Fleeing poverty, violence and political repression, migrants arriving at the southern border may apply for political asylum and be released until their application is processed. Due to backlogs, as of May, over 1.3 million asylum applications are waiting to be processed. More than 95,000 asylum seekers have arrived in New York in the past 15 months, with an additional 300 to 500 arriving each day, and more than 56,000 are still in the city’s care.

Tight on space

A migrant, looking drawn and tired, sits on the sidewalk with many others behind a barrier outside the Roosevelt Hotel.
Migrants in search of temporary housing camp outside the Roosevelt Hotel in New York City on Tuesday. (Spencer Platt/Getty Images)

New York is the most densely populated major city in the United States, with three times as many residents per square mile as Los Angeles and more than seven times as many as Houston.

With high demand for housing and little new construction in recent decades, the city has among the nation’s highest rents and a vacancy rate below 1% for the most affordable housing.

Asylum seekers are legally barred from seeking employment for at least their first six months in the country, making it especially difficult for them to afford New York rents.

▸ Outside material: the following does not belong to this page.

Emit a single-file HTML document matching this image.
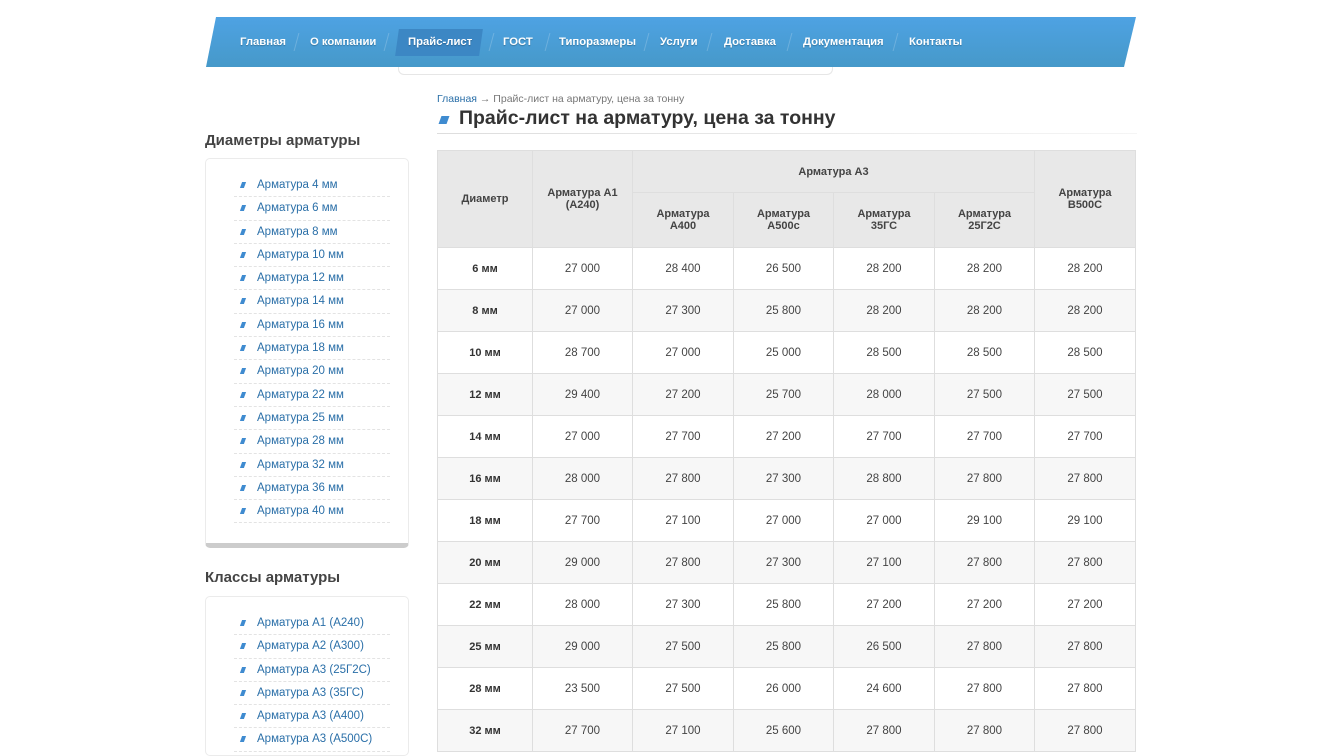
<!DOCTYPE html>
<html><head><meta charset="utf-8"><style>
*{margin:0;padding:0;box-sizing:border-box}
body{width:1340px;height:735px;overflow:hidden;background:#fff;font-family:"Liberation Sans",Arial,sans-serif;position:relative}
.nav{position:absolute;left:206px;top:17px;width:930px;height:50px;background:linear-gradient(#4ea2e3,#4699c9);clip-path:polygon(10px 0,100% 0,calc(100% - 12px) 100%,0 100%);}
.navshadow{position:absolute;left:398px;top:60px;width:435px;height:15px;border:1px solid #e6e6e6;border-top:none;border-radius:0 0 6px 6px}
.nav a{position:absolute;top:0;line-height:50px;color:#fff;font-size:11.3px;font-weight:bold;text-decoration:none;text-shadow:0 1px 1px rgba(0,0,0,.25)}
.act{position:absolute;left:191px;top:12px;width:84px;height:27px;background:#3c87c4;transform:skewX(-8deg)}
.sep{position:absolute;top:16px;width:1px;height:18px;background:rgba(255,255,255,.2);transform:skewX(-15deg)}
h3{position:absolute;left:205px;font-size:15px;font-weight:bold;color:#444}
.box{position:absolute;left:205px;width:204px;border:1px solid #ebebeb;border-radius:5px;background:#fff}
.box ul{list-style:none;margin:15px 18px 0 28px}
.box li{height:23.3px;line-height:23px;border-bottom:1px dashed #e3e3e3;font-size:11.5px;color:#2a6fa8;padding-left:23px;position:relative}
.box li:before{content:"";position:absolute;left:7px;top:8px;width:4px;height:6px;background:#3f8bd0;transform:skewX(-20deg)}
.bc{position:absolute;left:437px;top:93px;font-size:10.5px;color:#777}
.bc b{color:#2a6fa8;font-weight:normal}
h1{position:absolute;left:459px;top:107px;font-size:19.5px;color:#333;font-weight:bold}
.mk{position:absolute;left:440px;top:116px;width:8px;height:8px;background:#3f8bd0;transform:skewX(-20deg)}
.hl{position:absolute;left:437px;top:133px;width:700px;height:1px;background:linear-gradient(90deg,#ddd,#f5f5f5)}
table{position:absolute;left:437px;top:150px;border-collapse:collapse;font-size:11.5px;color:#444;table-layout:fixed}
td,th{border:1px solid #dedede;text-align:center}
th{background:#e8e8e8;font-weight:bold;color:#444;font-size:11px}
tbody tr{height:42px}
tbody tr:nth-child(even){background:#f7f7f7}
tbody td:first-child{font-weight:bold;font-size:11px;color:#333}
</style></head><body>
<div class="navshadow"></div>
<div class="nav">
<div class="act"></div>
<a style="left:34px">Главная</a><div class="sep" style="left:90px"></div>
<a style="left:104px">О компании</a><div class="sep" style="left:180px"></div>
<a style="left:202px">Прайс-лист</a><div class="sep" style="left:285px"></div>
<a style="left:297px">ГОСТ</a><div class="sep" style="left:341px"></div>
<a style="left:353px">Типоразмеры</a><div class="sep" style="left:440px"></div>
<a style="left:454px">Услуги</a><div class="sep" style="left:503px"></div>
<a style="left:518px">Доставка</a><div class="sep" style="left:583px"></div>
<a style="left:597px">Документация</a><div class="sep" style="left:689px"></div>
<a style="left:703px">Контакты</a>
</div>
<h3 style="top:132px">Диаметры арматуры</h3>
<div class="box" style="top:158px;height:390px;border-bottom:5px solid #ccc">
<ul><li>Арматура 4 мм</li><li>Арматура 6 мм</li><li>Арматура 8 мм</li><li>Арматура 10 мм</li><li>Арматура 12 мм</li><li>Арматура 14 мм</li><li>Арматура 16 мм</li><li>Арматура 18 мм</li><li>Арматура 20 мм</li><li>Арматура 22 мм</li><li>Арматура 25 мм</li><li>Арматура 28 мм</li><li>Арматура 32 мм</li><li>Арматура 36 мм</li><li>Арматура 40 мм</li></ul>
</div>
<h3 style="top:569px">Классы арматуры</h3>
<div class="box" style="top:596px;height:160px">
<ul><li>Арматура А1 (А240)</li><li>Арматура А2 (А300)</li><li>Арматура А3 (25Г2С)</li><li>Арматура А3 (35ГС)</li><li>Арматура А3 (А400)</li><li>Арматура А3 (А500С)</li></ul>
</div>
<div class="bc"><b>Главная</b> → Прайс-лист на арматуру, цена за тонну</div>
<div class="mk"></div>
<h1>Прайс-лист на арматуру, цена за тонну</h1>
<div class="hl"></div>
<table>
<colgroup><col style="width:95px"><col style="width:100px"><col style="width:101px"><col style="width:100px"><col style="width:101px"><col style="width:100px"><col style="width:101px"></colgroup>
<thead>
<tr style="height:42px"><th rowspan="2">Диаметр</th><th rowspan="2">Арматура А1<br>(А240)</th><th colspan="4">Арматура А3</th><th rowspan="2">Арматура<br>В500С</th></tr>
<tr style="height:55px"><th>Арматура<br>А400</th><th>Арматура<br>А500с</th><th>Арматура<br>35ГС</th><th>Арматура<br>25Г2С</th></tr>
</thead>
<tbody>
<tr><td>6 мм</td><td>27 000</td><td>28 400</td><td>26 500</td><td>28 200</td><td>28 200</td><td>28 200</td></tr>
<tr><td>8 мм</td><td>27 000</td><td>27 300</td><td>25 800</td><td>28 200</td><td>28 200</td><td>28 200</td></tr>
<tr><td>10 мм</td><td>28 700</td><td>27 000</td><td>25 000</td><td>28 500</td><td>28 500</td><td>28 500</td></tr>
<tr><td>12 мм</td><td>29 400</td><td>27 200</td><td>25 700</td><td>28 000</td><td>27 500</td><td>27 500</td></tr>
<tr><td>14 мм</td><td>27 000</td><td>27 700</td><td>27 200</td><td>27 700</td><td>27 700</td><td>27 700</td></tr>
<tr><td>16 мм</td><td>28 000</td><td>27 800</td><td>27 300</td><td>28 800</td><td>27 800</td><td>27 800</td></tr>
<tr><td>18 мм</td><td>27 700</td><td>27 100</td><td>27 000</td><td>27 000</td><td>29 100</td><td>29 100</td></tr>
<tr><td>20 мм</td><td>29 000</td><td>27 800</td><td>27 300</td><td>27 100</td><td>27 800</td><td>27 800</td></tr>
<tr><td>22 мм</td><td>28 000</td><td>27 300</td><td>25 800</td><td>27 200</td><td>27 200</td><td>27 200</td></tr>
<tr><td>25 мм</td><td>29 000</td><td>27 500</td><td>25 800</td><td>26 500</td><td>27 800</td><td>27 800</td></tr>
<tr><td>28 мм</td><td>23 500</td><td>27 500</td><td>26 000</td><td>24 600</td><td>27 800</td><td>27 800</td></tr>
<tr><td>32 мм</td><td>27 700</td><td>27 100</td><td>25 600</td><td>27 800</td><td>27 800</td><td>27 800</td></tr>
</tbody></table>
</body></html>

The inevitable result is an influx of migrants into the city’s shelter system, which is already burdened by a high rate of homelessness. The shelter population passed 100,000 in late June, for the first time in history. It now stands at 107,900, roughly half of whom are migrants.

Right to shelter

A panel of city officials, with Deputy Mayor Anne Williams-Isom third from left.
Deputy Mayor Anne Williams-Isom, third from left, at a press conference on the response to asylum seekers at New York City Hall on Wednesday. (Timothy A. Clary/AFP via Getty Images)

Under New York law, those who seek shelter cannot be turned away, meaning that the city has to find them a bed.

Buildings from churches to former prisons have been recently repurposed as shelters and filled with cots. But the city is struggling to keep pace with the rapid influx of immigrants, who have been sleeping on cardboard boxes on the sidewalk as they wait for days outside a processing center in midtown Manhattan. As of Wednesday, 200 people were lined up outside the center, according to the New York Post.

The city has also created temporary shelters, including setting up tents in outdoor areas such as a cruise terminal. In response to complaints that the facility was too cold and lacked adequate bathrooms, Mayor Eric Adams himself spent a night on a cot there in February.

Asylum seekers are also being housed in hotels at the city’s expense. Migrants have also been bused to hotels in the Hudson Valley, one to two hours from the city, but two local county governments there won a lawsuit last week blocking more migrants from being sent to them.

Adams recently announced that the city will limit shelter stays to 60 days for single men, drawing criticism from progressives such as New York City Comptroller Brad Lander.

Running out of options

A couple walks by as people lie on the grass in the park, with Manhattan highrises and trees in bloom in the background.
People enjoy a sunny day at Central Park in New York City on April 10. (Leonardo Munoz/VIEWpress/Getty Images)

In a city where private outdoor spaces are considered a luxury, the city’s parks — especially its beautifully landscaped parks like Central Park and Prospect Park — are widely treasured and heavily used by the public for a variety of purposes, from picnics and barbecues to concerts and Little League sports. Ceding some of that parkland to temporary housing would represent a real sacrifice for New Yorkers. Central Park is also a major tourist destination.

It has happened before in times of crisis, however. When homelessness spiked during the Great Depression, shanty towns sprang up on parkland, and three such communities were erected on Central Park’s Great Lawn. But they disappeared when the economy recovered. New York City also erected a field hospital in the spring of 2020 to handle patients overflowing from local hospitals during the first wave of the COVID-19 pandemic.

“It’s been out of the public view until now,” New York City Emergency Management Commissioner Zach Iscol told Politico on Thursday, discussing the migrant housing shortage “And I think people really just had no idea about this hidden humanitarian crisis.”